An element is a pure substance consisting only of atoms with the same number of protons. Elements can exist in one of three common physical states—solid, liquid, or gas—depending on the ambient temperature and pressure. Out of the 118 known elements, only a small group naturally exists as gases under typical conditions. The state of an element is determined by the balance between the kinetic energy of its particles and the attractive forces holding them together.
Defining Standard Conditions
To determine an element’s physical state consistently, scientists refer to a set of standardized parameters. The concept of “room temperature” in chemistry is often referenced against Room Temperature and Pressure (RTP). RTP is generally defined as a temperature of 25°C and a pressure of one atmosphere. The physical condition of an element is directly related to the strength of the forces between its individual atoms or molecules.

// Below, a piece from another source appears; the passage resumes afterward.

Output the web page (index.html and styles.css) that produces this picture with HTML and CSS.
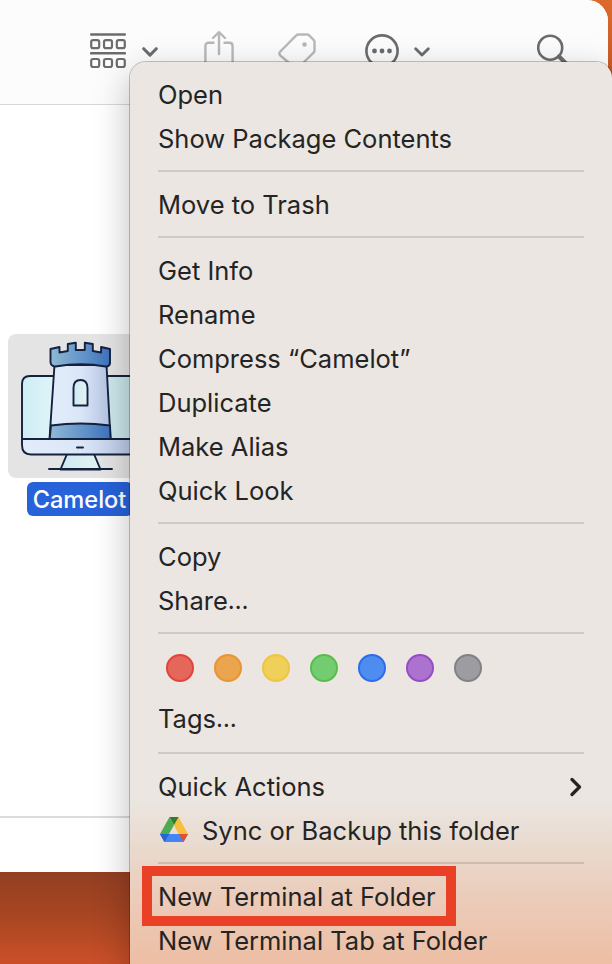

Elements that are gases at this temperature possess extremely weak intermolecular forces (IMFs) of attraction. These forces, primarily London Dispersion Forces, are temporary attractions that occur due to the constant motion of electrons. Because the attractive forces are so slight, the atoms or molecules have enough kinetic energy to remain separated. This allows them to move freely and randomly, exhibiting the characteristic properties of a gas.
The Reactive Diatomic Gases
Five elements are gases at room temperature and exist as reactive diatomic molecules, meaning they bond with a second atom of the same element. These five are Hydrogen (\(\text{H}_2\)), Nitrogen (\(\text{N}_2\)), Oxygen (\(\text{O}_2\)), Fluorine (\(\text{F}_2\)), and Chlorine (\(\text{Cl}_2\)). Their tendency to form a two-atom molecule is due to their high reactivity and the desire to achieve a stable electron configuration.
These diatomic molecules are small and nonpolar, resulting in very weak London Dispersion Forces holding one molecule to the next. Nitrogen (\(\text{N}_2\)), for example, forms a strong triple bond between its two atoms, but the attraction between separate \(\text{N}_2\) molecules is exceptionally weak. This characteristic allows \(\text{N}_2\) to make up about 78% of the Earth’s atmosphere as a gas at ambient temperature. In contrast, the next halogen element, Bromine (\(\text{Br}_2\)), is a liquid because its larger size results in significantly stronger intermolecular forces.
The Noble Monatomic Gases
Six other elements exist as gases at room temperature, differing in structure and reactivity from the diatomic gases. These are the noble gases, which exist as single, monatomic atoms because they are chemically inert. Their outer electron shells are completely full, making them stable and unwilling to bond with other atoms.
The six noble gases are:
- Helium (\(\text{He}\))
- Neon (\(\text{Ne}\))
- Argon (\(\text{Ar}\))
- Krypton (\(\text{Kr}\))
- Xenon (\(\text{Xe}\))
- Radon (\(\text{Rn}\))
This single-atom structure and lack of polarity mean they exhibit the weakest intermolecular forces. The London Dispersion Forces acting between atoms are minimal, requiring temperatures near absolute zero to condense them into a liquid. This inertness and minimal attraction ensure they remain in the gaseous state under standard conditions. Combining these six monatomic elements with the five reactive diatomic gases confirms that a total of eleven elements are naturally gases at room temperature and standard pressure.